Puis, afin de s’adresser à la voiture robot, il avait touché l’identificateur avant d’ajouter :

— > Arrêt devant le distributeur nord.

Peu importe ce que ça lui coûte, avait–elle pensé. Pourquoi donc, se préoccuper de ça ? De toute façon il va mourir.

Moins d’une minute plus tard ils s’étaient arrêtés au centre de distribution indiqué.

— < Nous sommes arrivés, avait dit la machine. La société Marsa–Transport vous souhaite une bonne soirée. Votre compte sera débité de trois ranks dix–sept.

— > Je veux acheter, place–toi en position au lieu de raconter des fécaleries ! s’était exclamé l’homme, en posant encore une fois la pointe de son index dans l’identificateur.

— < La société Marsa–Transport a le regret de vous avouer que la fin de votre commande vocale n’a pas été interprétée.

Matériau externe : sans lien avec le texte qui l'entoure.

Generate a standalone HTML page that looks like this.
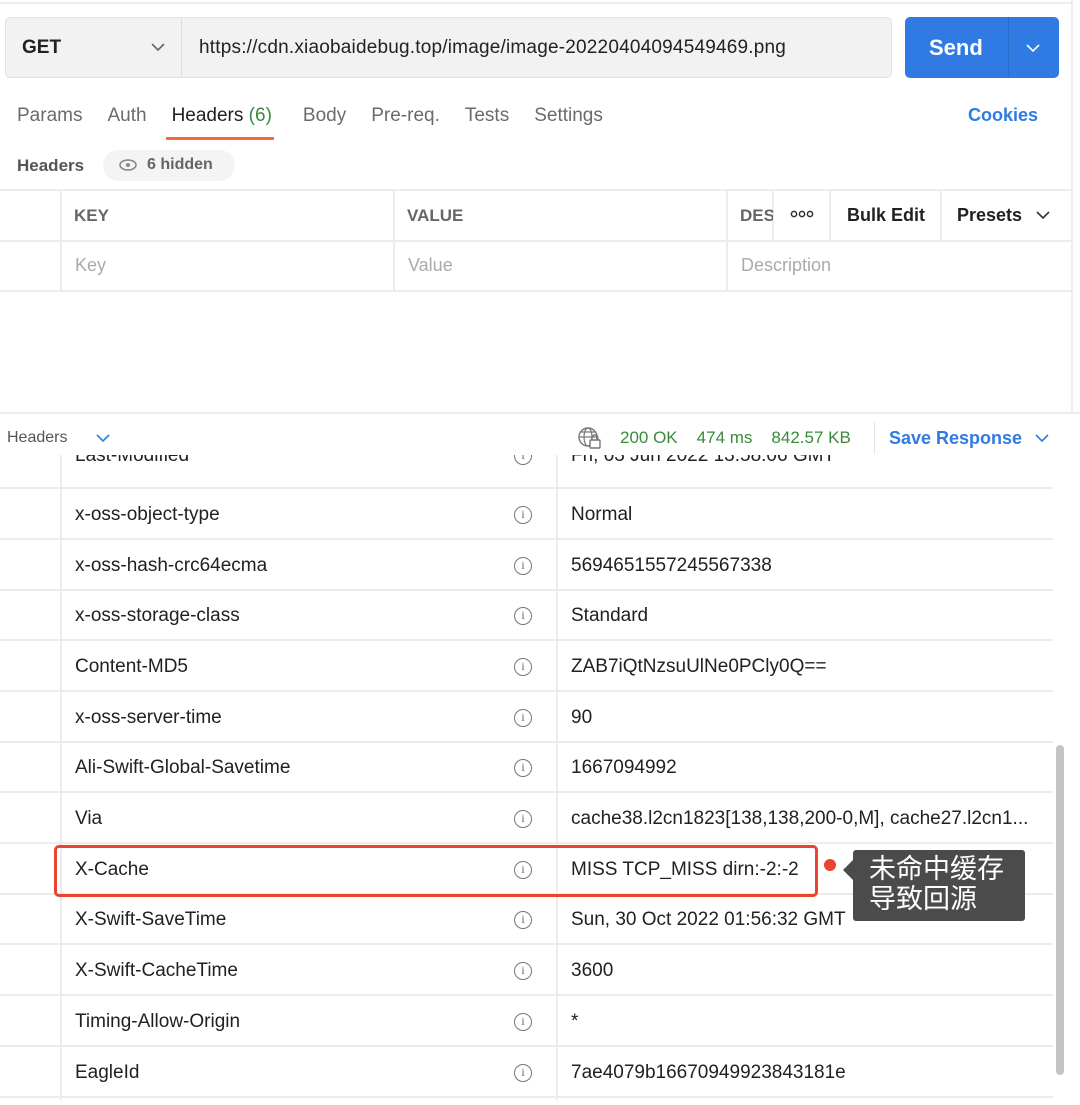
<!DOCTYPE html>
<html><head><meta charset="utf-8"><style>
*{box-sizing:border-box;margin:0;padding:0}
body{width:1080px;height:1105px;background:#fff;font-family:"Liberation Sans","Noto Sans CJK SC",sans-serif;position:relative;overflow:hidden;color:#212121}
.a{position:absolute}
.row{position:absolute;left:0;width:1053px;height:51px;border-bottom:2px solid #ececec;font-size:19px}
.row .k{position:absolute;left:75px;top:15px}
.row .v{position:absolute;left:571px;top:15px;white-space:nowrap}
.row .i{position:absolute;left:514px;top:17px;width:18px;height:18px;border:1.5px solid #777;border-radius:50%;font-size:12px;color:#666;text-align:center;line-height:15px;font-family:"Liberation Serif",serif}
.vl{position:absolute;width:2px;background:#ececec}
</style></head><body>
<div class="a" style="left:0;top:2px;width:1072px;height:2px;background:#eee"></div>
<div class="a" style="left:1071px;top:0;width:2px;height:412px;background:#eee"></div>
<div class="a" style="left:5px;top:17px;width:887px;height:61px;background:#f2f2f2;border:1px solid #e3e3e3;border-radius:5px"></div>
<div class="a" style="left:181px;top:18px;width:1px;height:59px;background:#ddd"></div>
<div class="a" style="left:22px;top:37px;font-size:19px;font-weight:bold;color:#222">GET</div>
<svg class="a" style="left:150px;top:41px" width="16" height="12"><path d="M2 3l6 6 6-6" fill="none" stroke="#666" stroke-width="1.6"/></svg>
<div class="a" style="left:199px;top:37px;font-size:19px;color:#222;letter-spacing:0.2px">https://cdn.xiaobaidebug.top/image/image-20220404094549469.png</div>
<div class="a" style="left:905px;top:17px;width:154px;height:61px;background:#2f7be3;border-radius:5px"></div>
<div class="a" style="left:1008px;top:17px;width:1px;height:61px;background:#2a6ccc"></div>
<div class="a" style="left:929px;top:35px;font-size:22px;font-weight:bold;color:#fff">Send</div>
<svg class="a" style="left:1025px;top:42px" width="16" height="12"><path d="M2 3l6 6 6-6" fill="none" stroke="#fff" stroke-width="1.6"/></svg>
<div class="a" style="left:17px;top:105px;font-size:19px;color:#6b6b6b;white-space:nowrap">Params<span style="margin-left:25px">Auth</span><span style="margin-left:25px;color:#212121">Headers <span style="color:#3a8a3a">(6)</span></span><span style="margin-left:31px">Body</span><span style="margin-left:25px">Pre-req.</span><span style="margin-left:25px">Tests</span><span style="margin-left:25px">Settings</span></div>
<div class="a" style="left:166px;top:137px;width:108px;height:3px;background:#f26b3a"></div>
<div class="a" style="left:968px;top:105px;font-size:18px;font-weight:bold;color:#2f7be3">Cookies</div>
<div class="a" style="left:17px;top:156px;font-size:17px;font-weight:bold;color:#555">Headers</div>
<div class="a" style="left:103px;top:150px;width:132px;height:31px;background:#f4f4f4;border-radius:16px"></div>
<svg class="a" style="left:118px;top:158px" width="20" height="14"><ellipse cx="10" cy="7" rx="8" ry="5" fill="none" stroke="#888" stroke-width="1.6"/><circle cx="10" cy="7" r="2" fill="#888"/></svg>
<div class="a" style="left:147px;top:156px;font-size:16px;font-weight:bold;color:#666">6 hidden</div>
<div class="a" style="left:0;top:189px;width:1072px;height:2px;background:#ececec"></div>
<div class="a" style="left:0;top:240px;width:1072px;height:2px;background:#ececec"></div>
<div class="a" style="left:0;top:290px;width:1072px;height:2px;background:#ececec"></div>
<div class="vl" style="left:60px;top:190px;height:101px"></div>
<div class="vl" style="left:393px;top:190px;height:101px"></div>
<div class="vl" style="left:726px;top:190px;height:101px"></div>
<div class="vl" style="left:772px;top:190px;height:51px"></div>
<div class="vl" style="left:829px;top:190px;height:51px"></div>
<div class="vl" style="left:940px;top:190px;height:51px"></div>
<div class="a" style="left:74px;top:206px;font-size:17px;font-weight:bold;color:#666">KEY</div>
<div class="a" style="left:407px;top:206px;font-size:17px;font-weight:bold;color:#666">VALUE</div>
<div class="a" style="left:740px;top:206px;width:33px;overflow:hidden;font-size:17px;font-weight:bold;color:#666">DESCRIPTION</div>
<svg class="a" style="left:790px;top:209px" width="24" height="10"><circle cx="4" cy="5" r="2.6" fill="none" stroke="#333" stroke-width="1.5"/><circle cx="12" cy="5" r="2.6" fill="none" stroke="#333" stroke-width="1.5"/><circle cx="20" cy="5" r="2.6" fill="none" stroke="#333" stroke-width="1.5"/></svg>
<div class="a" style="left:847px;top:205px;font-size:18px;font-weight:bold;color:#222">Bulk Edit</div>
<div class="a" style="left:957px;top:205px;font-size:18px;font-weight:bold;color:#222">Presets</div>
<svg class="a" style="left:1035px;top:209px" width="16" height="12"><path d="M2 3l6 6 6-6" fill="none" stroke="#333" stroke-width="1.6"/></svg>
<div class="a" style="left:75px;top:255px;font-size:18px;color:#aaa">Key</div>
<div class="a" style="left:408px;top:255px;font-size:18px;color:#aaa">Value</div>
<div class="a" style="left:741px;top:255px;font-size:18px;color:#aaa">Description</div>
<div class="a" style="left:0;top:412px;width:1080px;height:2px;background:#ececec"></div>
<div class="a" style="left:7px;top:429px;font-size:16px;color:#555">Headers</div>
<svg class="a" style="left:95px;top:432px" width="16" height="12"><path d="M2 3l6 6 6-6" fill="none" stroke="#2f7be3" stroke-width="1.6"/></svg>
<svg class="a" style="left:577px;top:426px" width="26" height="24"><circle cx="11" cy="11" r="9" fill="none" stroke="#777" stroke-width="1.4"/><ellipse cx="11" cy="11" rx="4" ry="9" fill="none" stroke="#777" stroke-width="1.2"/><path d="M2 11h18M4 6h14" stroke="#777" stroke-width="1.2"/><rect x="13" y="14" width="10" height="8" rx="1" fill="#fff" stroke="#777" stroke-width="1.4"/><path d="M15 14v-2a3 3 0 016 0v2" fill="none" stroke="#777" stroke-width="1.4"/></svg>
<div class="a" style="left:620px;top:428px;font-size:17px;color:#3a8a3a;white-space:nowrap">200 OK<span style="margin-left:19px">474 ms</span><span style="margin-left:19px">842.57 KB</span></div>
<div class="a" style="left:874px;top:422px;width:1px;height:32px;background:#e5e5e5"></div>
<div class="a" style="left:889px;top:428px;font-size:18px;font-weight:bold;color:#2f7be3">Save Response</div>
<svg class="a" style="left:1034px;top:432px" width="16" height="12"><path d="M2 3l6 6 6-6" fill="none" stroke="#2f7be3" stroke-width="1.6"/></svg>
<div class="a" style="left:0;top:455px;width:1080px;height:650px;overflow:hidden">
<div class="vl" style="left:60px;top:0;height:645px"></div>
<div class="vl" style="left:556px;top:0;height:645px"></div>
<div class="row" style="top:-17px"><span class="k" style="top:7px">Last-Modified</span><span class="i" style="top:9px">i</span><span class="v" style="top:7px">Fri, 03 Jun 2022 13:58:06 GMT</span></div>
<div class="row" style="top:34px"><span class="k">x-oss-object-type</span><span class="i">i</span><span class="v">Normal</span></div>
<div class="row" style="top:85px"><span class="k">x-oss-hash-crc64ecma</span><span class="i">i</span><span class="v">5694651557245567338</span></div>
<div class="row" style="top:135px"><span class="k">x-oss-storage-class</span><span class="i">i</span><span class="v">Standard</span></div>
<div class="row" style="top:186px"><span class="k">Content-MD5</span><span class="i">i</span><span class="v">ZAB7iQtNzsuUlNe0PCly0Q==</span></div>
<div class="row" style="top:237px"><span class="k">x-oss-server-time</span><span class="i">i</span><span class="v">90</span></div>
<div class="row" style="top:287px"><span class="k">Ali-Swift-Global-Savetime</span><span class="i">i</span><span class="v">1667094992</span></div>
<div class="row" style="top:338px"><span class="k">Via</span><span class="i">i</span><span class="v">cache38.l2cn1823[138,138,200-0,M], cache27.l2cn1...</span></div>
<div class="row" style="top:389px"><span class="k">X-Cache</span><span class="i">i</span><span class="v">MISS TCP_MISS dirn:-2:-2</span></div>
<div class="row" style="top:439px"><span class="k">X-Swift-SaveTime</span><span class="i">i</span><span class="v">Sun, 30 Oct 2022 01:56:32 GMT</span></div>
<div class="row" style="top:490px"><span class="k">X-Swift-CacheTime</span><span class="i">i</span><span class="v">3600</span></div>
<div class="row" style="top:541px"><span class="k">Timing-Allow-Origin</span><span class="i">i</span><span class="v">*</span></div>
<div class="row" style="top:592px"><span class="k">EagleId</span><span class="i">i</span><span class="v">7ae4079b16670949923843181e</span></div>
</div>
<div class="a" style="left:1056px;top:745px;width:8px;height:330px;background:#c4c4c4;border-radius:4px"></div>
<div class="a" style="left:54px;top:845px;width:764px;height:52px;border:3px solid #e8452c;border-radius:5px"></div>
<div class="a" style="left:824px;top:859px;width:12px;height:12px;background:#e8452c;border-radius:50%"></div>
<div class="a" style="left:853px;top:850px;width:172px;height:71px;background:#4b4b4b;border-radius:3px"></div>
<div class="a" style="left:843px;top:860px;width:0;height:0;border-top:10px solid transparent;border-bottom:10px solid transparent;border-right:10px solid #4b4b4b"></div>
<div class="a" style="left:869px;top:852px;font-size:27px;line-height:30px;color:#fff;font-family:'Noto Sans CJK SC',sans-serif;white-space:nowrap">未命中缓存<br>导致回源</div>
</body></html>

Pouvez–vous la prononcer une seconde fois, s’il vous plaît ?

— > Je voudrais effectuer des achats, avait–il répété, en haussant les épaules.

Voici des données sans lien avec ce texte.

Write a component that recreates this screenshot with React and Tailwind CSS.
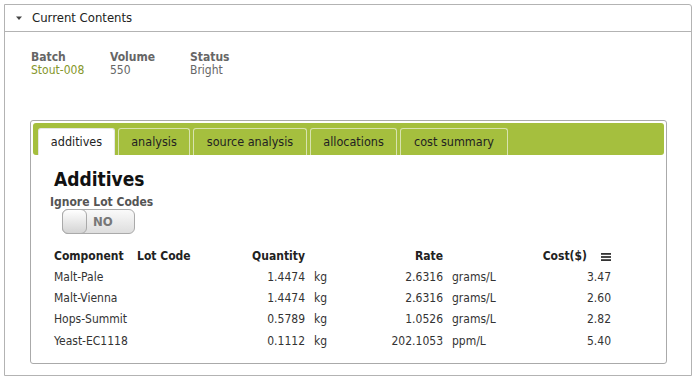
import React from "react";

const rows = [
  { name: "Malt-Pale", qty: "1.4474", qtyUnit: "kg", rate: "2.6316", rateUnit: "grams/L", cost: "3.47" },
  { name: "Malt-Vienna", qty: "1.4474", qtyUnit: "kg", rate: "2.6316", rateUnit: "grams/L", cost: "2.60" },
  { name: "Hops-Summit", qty: "0.5789", qtyUnit: "kg", rate: "1.0526", rateUnit: "grams/L", cost: "2.82" },
  { name: "Yeast-EC1118", qty: "0.1112", qtyUnit: "kg", rate: "202.1053", rateUnit: "ppm/L", cost: "5.40" },
];

const tabs = [
  { label: "additives", w: "w-[77px]" },
  { label: "analysis", w: "w-[72px]" },
  { label: "source analysis", w: "w-[114px]" },
  { label: "allocations", w: "w-[87px]" },
  { label: "cost summary", w: "w-[108px]" },
];

const cols = "grid grid-cols-[83px_92px_76px_54px_84px_76px_92px]";

export default function App() {
  return (
    <div
      className="w-[697px] h-[378px] bg-white pt-[4px] pl-[4px]"
      style={{ fontFamily: '"DejaVu Sans Condensed", "DejaVu Sans", sans-serif' }}
    >
      <div className="w-[688px] h-[372px] border border-[#b3b3b3] rounded-tr-[3px] flex flex-col">
        {/* header */}
        <div className="h-[27px] border-b border-[#b3b3b3] flex items-center pl-[11px]">
          <svg width="7" height="5" viewBox="0 0 7 5" className="mr-[9px]">
            <path d="M0 0.5 L6 0.5 L3 4 Z" fill="#444" />
          </svg>
          <span className="text-[13px] text-[#222]">Current Contents</span>
        </div>

        {/* batch info */}
        <div className="flex pl-[26px] pt-[19px] text-[12px] leading-[13px]">
          <div className="w-[79px]">
            <div className="font-bold text-[#666]">Batch</div>
            <div className="text-[#85962a]">Stout-008</div>
          </div>
          <div className="w-[80px]">
            <div className="font-bold text-[#666]">Volume</div>
            <div className="text-[#666]">550</div>
          </div>
          <div>
            <div className="font-bold text-[#666]">Status</div>
            <div className="text-[#666]">Bright</div>
          </div>
        </div>

        {/* tabs container */}
        <div className="ml-[25px] mt-[43px] w-[637px] h-[244px] border border-[#aaa] rounded-[3px] p-[2px]">
          <div className="h-[32px] bg-[#a5bf3e] rounded-[3px] flex items-end pl-[5px] gap-[3px]">
            {tabs.map((t, i) => (
              <div
                key={t.label}
                className={
                  t.w +
                  " h-[27px] rounded-t-[3px] border border-b-0 flex items-center justify-center text-[12.5px] text-[#222] " +
                  (i === 0 ? "bg-white border-[#e6e6e6]" : "bg-[#a5bf3e] border-[#d8e3b0]")
                }
              >
                {t.label}
              </div>
            ))}
          </div>

          <div className="pl-[21px]">
            <div className="text-[19px] font-bold text-[#111] leading-[22px] mt-[13px]">Additives</div>
            <div className="text-[12px] font-bold text-[#555] leading-[13px] mt-[6px] -ml-[4px]">Ignore Lot Codes</div>
            <div className="ml-[8px] mt-[0px] w-[73px] h-[25px] rounded-[6px] border border-[#aaa] bg-gradient-to-b from-[#fafafa] to-[#dedede] flex items-center relative">
              <div className="absolute left-[-1px] top-[-1px] w-[25px] h-[25px] rounded-[6px] border border-[#aaa] bg-gradient-to-b from-[#ffffff] to-[#d4d4d4]" />
              <span className="ml-[30px] text-[13px] font-bold text-[#777]">NO</span>
            </div>

            {/* table */}
            <div className="mt-[11px] text-[12px] text-[#333]">
              <div className={cols + " h-[21px] items-center font-bold text-[#222]"}>
                <div>Component</div>
                <div>Lot Code</div>
                <div className="text-right">Quantity</div>
                <div />
                <div className="text-right">Rate</div>
                <div />
                <div className="flex justify-end items-center">
                  Cost($)
                  <svg width="10" height="8" viewBox="0 0 10 8" className="ml-[14px] mt-[2px]">
                    <rect x="0" y="0" width="10" height="1.8" fill="#333" />
                    <rect x="0" y="3.1" width="10" height="1.8" fill="#333" />
                    <rect x="0" y="6.2" width="10" height="1.8" fill="#333" />
                  </svg>
                </div>
              </div>
              {rows.map((r) => (
                <div key={r.name} className={cols + " h-[21.3px] items-center"}>
                  <div>{r.name}</div>
                  <div />
                  <div className="text-right">{r.qty}</div>
                  <div className="pl-[9px]">{r.qtyUnit}</div>
                  <div className="text-right">{r.rate}</div>
                  <div className="pl-[9px]">{r.rateUnit}</div>
                  <div className="text-right">{r.cost}</div>
                </div>
              ))}
            </div>
          </div>
        </div>
      </div>
    </div>
  );
}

— < Commande vocale interprétée, votre véhicule va se placer en position de chargement.

Cette scène avait amusé Sandrila Robatiny. Il y avait si longtemps en effet qu’elle n’avait pas utilisé un roulant commun. Le véhicule avait manœuvré pour pénétrer dans une des cellules de livraison. Une centaine de ces tunnels perpendiculaires à la rue s’enfonçaient dans les entrailles du centre de distribution nord. Sur la vidéo–plaque du roulant, le plan de Marsa avait disparu pour laisser la place à une liste de choix. « Alimentation Vêtements Loisirs Autres ». L’homme avait ignoré ce menu pour commander directement ce qui l’intéressait.

— > Distributeur, deux boîtes de cent pilules de kokibus. Une volaille Anciengoût  de deux kilos. Commande terminée.

Cinq secondes plus tard, à l’arrière du roulant, un panneau carré découpé dans le plancher était descendu, ouvrant un trou d’un mètre de côté environ. Il était aussitôt remonté, chargé des provisions commandées.

— < Votre commande vient d’être livrée à l’arrière de votre roulant. Confirmez–vous que la livraison vous donne satisfaction ?

— > Je confirme, avait dit l’homme en jetant un rapide regard sur le contenu du plateau.

— < Désirez–vous que le paiement de cette marchandise soit assumé par la dernière personne identifiée par le roulant ?

— > Distributeur, oui !

— < Votre compte sera débité de trente ranks vingt–deux. Service–Distribution vous remercie et vous souhaite une bonne soirée.